The second workaround that doesn't lead to a panic is this: In the /usr/local/bin/make_zfs_backup_snapshot and /usr/local/bin/remove_zfs_backup_snapshot scripts, replace "#!/bin/sh" with "#!/rescue/sh" to force the scripts to run the FreeBSD-branded sh rather than the Linux-branded /compat/linux/bin/sh:

gromit# brandelf /rescue/sh
File '/rescue/sh' is of brand 'FreeBSD' (9).
gromit# brandelf /compat/linux/bin/sh
File '/compat/linux/bin/sh' is of brand 'Linux' (3).

(Because the script is run by the Linux "dsmc" binary I am presuming it will run /compat/linux/bin/sh when it reads "#!/bin/sh" at the start of the pre/postschedulecmd scripts, because the "/bin/sh" that is installed as part of linux_base-f10-10_4 shadows the FreeBSD /bin/sh.)

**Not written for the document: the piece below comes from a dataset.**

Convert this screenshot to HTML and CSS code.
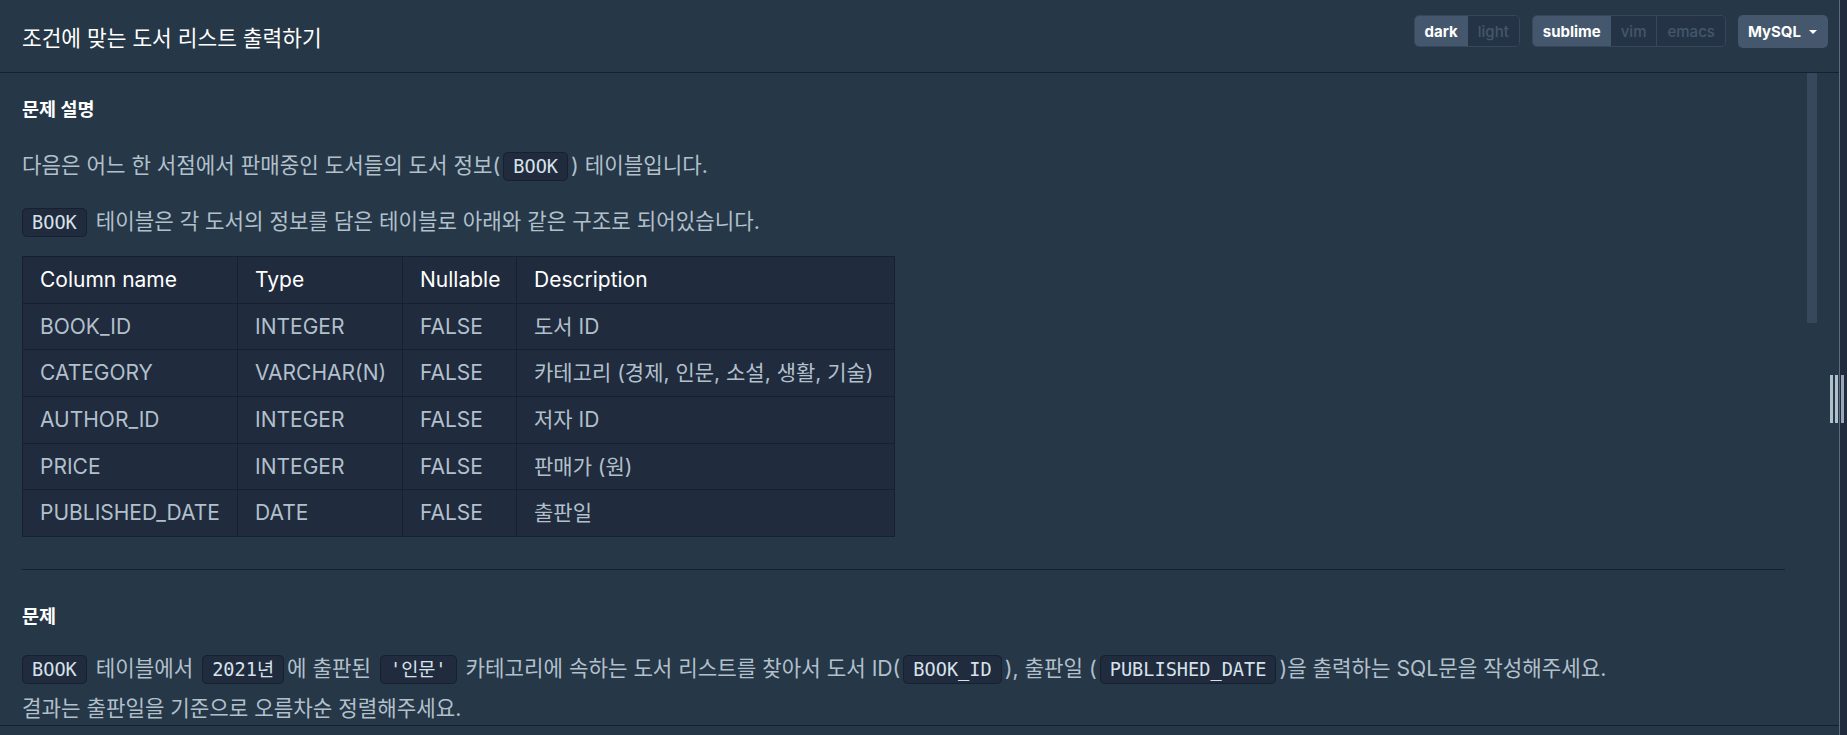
FILE: index.html
```html
<!DOCTYPE html>
<html lang="ko">
<head>
<meta charset="utf-8">
<title>조건에 맞는 도서 리스트 출력하기</title>
<link rel="stylesheet" href="styles.css">
</head>
<body>
<div class="app">
  <section class="panel">
    <header class="topbar">
      <h1 class="title">조건에 맞는 도서 리스트 출력하기</h1>
      <div class="controls">
        <div class="seg"><span class="opt active">dark</span><span class="opt">light</span></div>
        <div class="seg"><span class="opt active">sublime</span><span class="opt">vim</span><span class="opt sep">emacs</span></div>
        <div class="dropdown">MySQL<span class="caret"></span></div>
      </div>
    </header>
    <div class="content">
      <div class="thumb"></div>
      <div class="doc">
        <h2 class="h">문제 설명</h2>
        <p class="intro">다음은 어느 한 서점에서 판매중인 도서들의 도서 정보(<code>BOOK</code>) 테이블입니다.</p>
        <p class="lead"><code class="first">BOOK</code> 테이블은 각 도서의 정보를 담은 테이블로 아래와 같은 구조로 되어있습니다.</p>
        <table class="schema">
          <colgroup><col class="c1"><col class="c2"><col class="c3"><col class="c4"></colgroup>
          <thead>
            <tr><th>Column name</th><th>Type</th><th>Nullable</th><th>Description</th></tr>
          </thead>
          <tbody>
            <tr><td>BOOK_ID</td><td>INTEGER</td><td>FALSE</td><td>도서 ID</td></tr>
            <tr><td>CATEGORY</td><td>VARCHAR(N)</td><td>FALSE</td><td>카테고리 (경제, 인문, 소설, 생활, 기술)</td></tr>
            <tr><td>AUTHOR_ID</td><td>INTEGER</td><td>FALSE</td><td>저자 ID</td></tr>
            <tr><td>PRICE</td><td>INTEGER</td><td>FALSE</td><td>판매가 (원)</td></tr>
            <tr><td>PUBLISHED_DATE</td><td>DATE</td><td>FALSE</td><td>출판일</td></tr>
          </tbody>
        </table>
        <hr class="rule">
        <h2 class="h h2">문제</h2>
        <p><code class="first">BOOK</code> 테이블에서 <code>2021년</code>에 출판된 <code>'인문'</code> 카테고리에 속하는 도서 리스트를 찾아서 도서 ID(<code>BOOK_ID</code>), 출판일 (<code>PUBLISHED_DATE</code>)을 출력하는 SQL문을 작성해주세요.<br>결과는 출판일을 기준으로 오름차순 정렬해주세요.</p>
      </div>
    </div>
    <div class="foot"></div>
  </section>
  <div class="divider">
    <div class="grip"><span class="bar"></span><span class="bar b2"></span><span class="bar b3"></span></div>
  </div>
  <div class="editor"></div>
</div>
</body>
</html>
```

FILE: styles.css
```css
* { box-sizing: border-box; }
html, body { margin: 0; height: 100%; }
body {
  background: #263747;
  font-family: Inter, "Noto Sans CJK KR", sans-serif;
  color: #B2C0CC;
  overflow: hidden;
}
.app { display: flex; height: 735px; }
.panel { flex: 1; min-width: 0; display: flex; flex-direction: column; }

.topbar {
  flex: none;
  height: 73px;
  display: flex;
  align-items: center;
  justify-content: space-between;
  padding: 0 11px 0 22px;
  border-bottom: 1px solid #172030;
}
.title { margin: 0; font-size: 21.4px; font-weight: 400; color: #fff; }
.controls { align-self: flex-start; margin-top: 15px; display: flex; gap: 12px; }
.seg {
  display: flex;
  height: 32px;
  border: 1px solid #37485D;
  border-radius: 5px;
  overflow: hidden;
}
.opt {
  display: flex;
  align-items: center;
  padding: 0 10px;
  font-size: 15px;
  font-weight: 500;
  color: #44576C;
  background: #243446;
}
.opt.active { background: #44576C; color: #fff; font-weight: 700; }
.opt.sep { border-left: 1px solid #37485D; }
.dropdown {
  display: flex;
  align-items: center;
  gap: 8px;
  height: 33px;
  padding: 0 11px 0 10px;
  background: #44576C;
  border-radius: 5px;
  color: #fff;
  font-size: 15px;
  font-weight: 700;
}
.caret {
  width: 0; height: 0;
  border-left: 4px solid transparent;
  border-right: 4px solid transparent;
  border-top: 4px solid #fff;
}

.content { flex: 1; position: relative; overflow: hidden; }
.thumb { position: absolute; top: 0; right: 22px; width: 10px; height: 250px; background: #37485D; }
.doc { padding: 23px 54px 0 22px; }
.h { margin: 0 0 24px; font-size: 18.5px; font-weight: 700; line-height: 26px; color: #fff; }
.h2 { margin-bottom: 20px; }
p { margin: 0 0 18px; font-size: 21.2px; line-height: 38px; }
p.intro { margin-bottom: 16px; }
p.lead { margin-bottom: 14px; }
code {
  font-family: "DejaVu Sans Mono", "Noto Sans CJK KR", monospace;
  font-size: 18.6px;
  color: #D7E2EB;
  background: #202B3D;
  border: 1px solid #172030;
  border-radius: 5px;
  padding: 3px 9px;
  margin: 0 3px;
}
code.first { margin-left: 0; }

.schema {
  border-collapse: collapse;
  table-layout: fixed;
  width: 872px;
  background: #202B3D;
  font-size: 21px;
  margin: 0 0 32px;
}
.schema th, .schema td {
  border: 1px solid #172030;
  padding: 10px 17px;
  line-height: 25.67px;
  text-align: left;
  font-weight: 400;
  white-space: nowrap;
}
.schema th { color: #fff; }
.c1 { width: 215px; }
.c2 { width: 165px; }
.c3 { width: 114px; }
.c4 { width: 378px; }

.rule { border: 0; border-top: 1px solid #172030; margin: 0 0 33px; }

.foot { flex: none; height: 10px; border-top: 1px solid #172030; }

.divider { flex: none; width: 1px; background: #5d6b7a; position: relative; }
.grip { position: absolute; top: 375px; left: -9px; height: 48px; display: flex; }
.bar { width: 3px; height: 48px; background: #B2C0CC; }
.b2 { margin-left: 2px; }
.b3 { margin-left: 3px; background: #98A8B9; }
.editor { flex: none; width: 7px; background: #202B3D; }
```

So, it seems that the circumstances that lead to a reliable panic are running the daemonised Linux "dsmc schedule" that invokes scripts that run under the Linux "/bin/sh" (/compat/linux/bin/sh).

I'll revert the pre/postschedulecmd script "#!" paths back to /bin/sh to try and obtain a crash dump, but hopefully the above workarounds I found and described above might offer some insight as to where the cause of this panic lies.

Cheers,

Paul.